Axiom of Specification from Replacement and Empty Set
Theorem
The Axiom of Specification is a consequence of:
and
Outline of Proof
Take some set $A$ and some propositional function $\map P x$.
We obtain the set:
- $ B = \set {x \in A : \map P x}$
by defining the mapping:
- $\map f x = \begin{cases}
x & : \map P x \\ w & : \text{otherwise} \end{cases}$
on $A$, where we choose some fixed $w \in A : \map P w$.
We obtain its image with the Axiom of Replacement.
This mapping maps all of the $x \in A$ that fulfill $\map P x$ to themselves, ensuring that they are in the image.

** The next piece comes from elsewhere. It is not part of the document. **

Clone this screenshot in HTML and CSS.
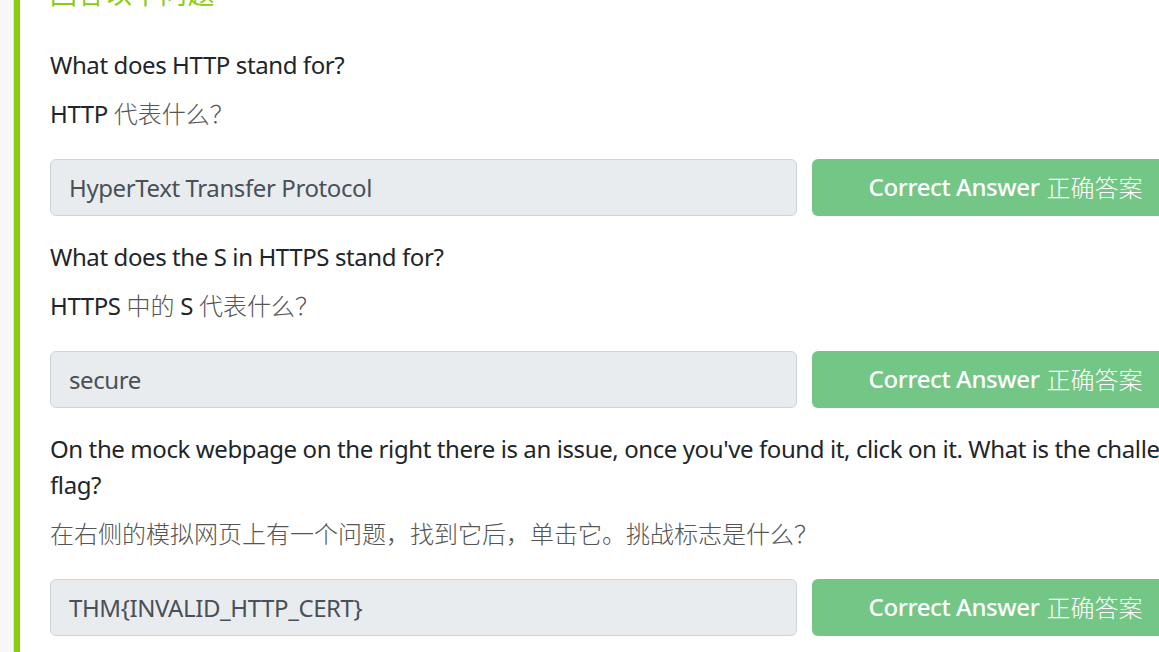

It redirects the elements that don't fulfill $\map P x$ to some fixed $w$ that does fulfill $\map P x$.
Thus, the image we have obtained is $B$.
We must also deal with the special case where no elements in $A$ fulfill $\map P x$.
We must map all elements to something to fulfill the mapping definition.
All elements need to be redirected to a $w$ that fulfills $\map P x$, but here, there is no such $w$.
However, the Axiom of the Empty Set provides us with the desired set.
Thus, we can produce the set $B$ both when it is empty and when it is non-empty.
While this proof outline would suffice as a proof, the construction of set-theoretic mappings relies on Cartesian Product Exists and is Unique, which relies on Axiom of Specification, making such a proof circular in this context.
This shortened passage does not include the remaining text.